However, I think your root space decomposition for the non-split case is a little off. I would expect something like

$$\mathfrak{g} \simeq \mathfrak{z}(\mathfrak{a}) \oplus \bigoplus_{\lambda \in R(\mathfrak{a})} \mathfrak{g}_\lambda$$

where $\mathfrak a$ is a maximal split torus (I say "torus" for short instead of "toral subalgebra" even in the Lie algebra setting), and $\mathfrak{z}(\mathfrak{a})$ is its centraliser (= $0$-eigenspace), which probably is your $\mathfrak{m}$ (even though you should be aware that it's not the $0$-eigenspace of the entire maximal torus you call $T$). But then also the root system $R(\mathfrak a)$ is what is often called a "rational" root system, again not of the maximal torus $T$, but of the maximal split torus $\mathfrak{a}$. Such an $R(\mathfrak a)$ can be empty (in the anisotropic case) or non-reduced i.e. e.g. of type $BC_n$. And yes, the root spaces $\mathfrak{g}_\lambda$ can have dimension $> 1$.
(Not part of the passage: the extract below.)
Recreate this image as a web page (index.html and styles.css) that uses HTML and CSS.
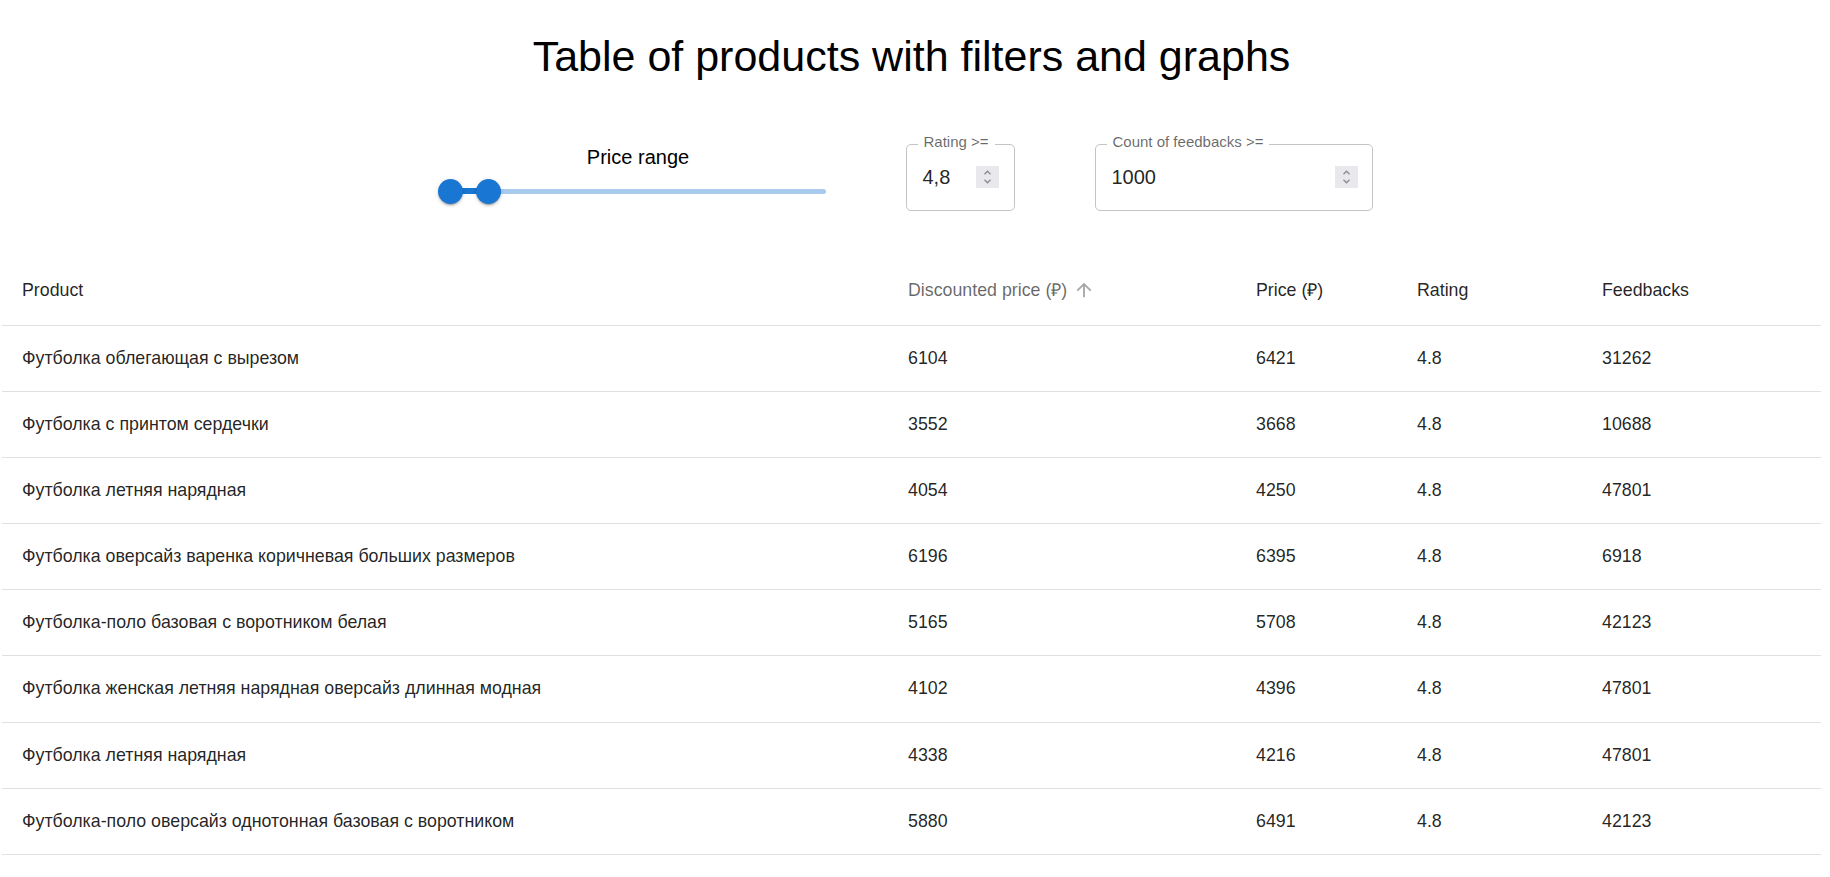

Namely, let's look at the following three Lie algebras over $\Bbb R$:

$\mathfrak{g}_1 = \mathfrak{sl}_3(\Bbb R) = \lbrace \begin{pmatrix} a & c & e\\ f & b & d\\ h & g & -a-b \end{pmatrix} : a, ..., h \in \mathbb{R} \rbrace$;

$\mathfrak{g}_2 = \mathfrak{su}_{1,2} := \lbrace \begin{pmatrix} a+bi & c+di & ei\\ f+gi & -2bi & -c+di\\ hi & -f+gi & -a+bi \end{pmatrix} : a, ..., h \in \mathbb{R} \rbrace$;

$\mathfrak{g}_3 = \mathfrak{su}_{3} := \lbrace \begin{pmatrix} ia & c+di & g+hi\\ -c+di & ib & e+fi\\ -g+hi & -e+fi & -ai-bi \end{pmatrix} : a, ..., h \in \mathbb{R} \rbrace$.
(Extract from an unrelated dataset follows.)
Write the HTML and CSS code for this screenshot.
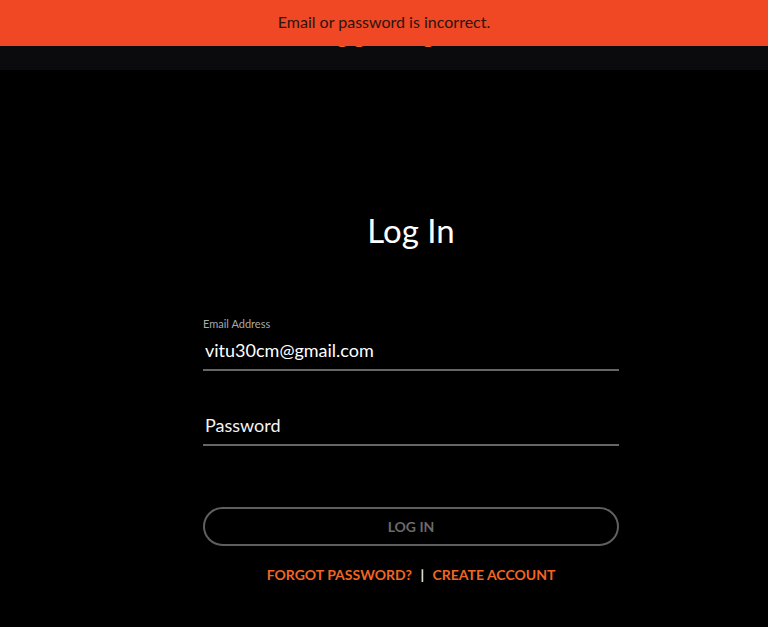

They are all simple and $8$-dimensional -- indeed, they all have isomorphic complexification $(\mathfrak{g}_i)_\Bbb C = \Bbb C \otimes_\Bbb R \mathfrak{g}_i \simeq \mathfrak{sl}_3(\Bbb C)$, meaning that they are "real forms" of $\mathfrak{sl}_3$, or expressed with root systems, real forms of type $A_2$. (And over $\Bbb R$, they are the only such forms up to isomorphism.) Indeed, in each of them, the diagonal matrices would form a maximal torus (or rather, toral subalgebra in the Lie algebra setting), which is two-dimensional; and its roots in the complexification form a root system of type $A_2$; but only for the first one is this torus a split torus.

So $\mathfrak{g}_1$ is split. On the other extreme, $\mathfrak{g}_3$ is anisotropic, as it contains no split torus $\neq 0$ at all: The only maximal split torus is $\mathfrak a = 0$, and $R(0) = \emptyset$; hence, $\mathfrak{g}_3 = \mathfrak m = \mathfrak z(0)$.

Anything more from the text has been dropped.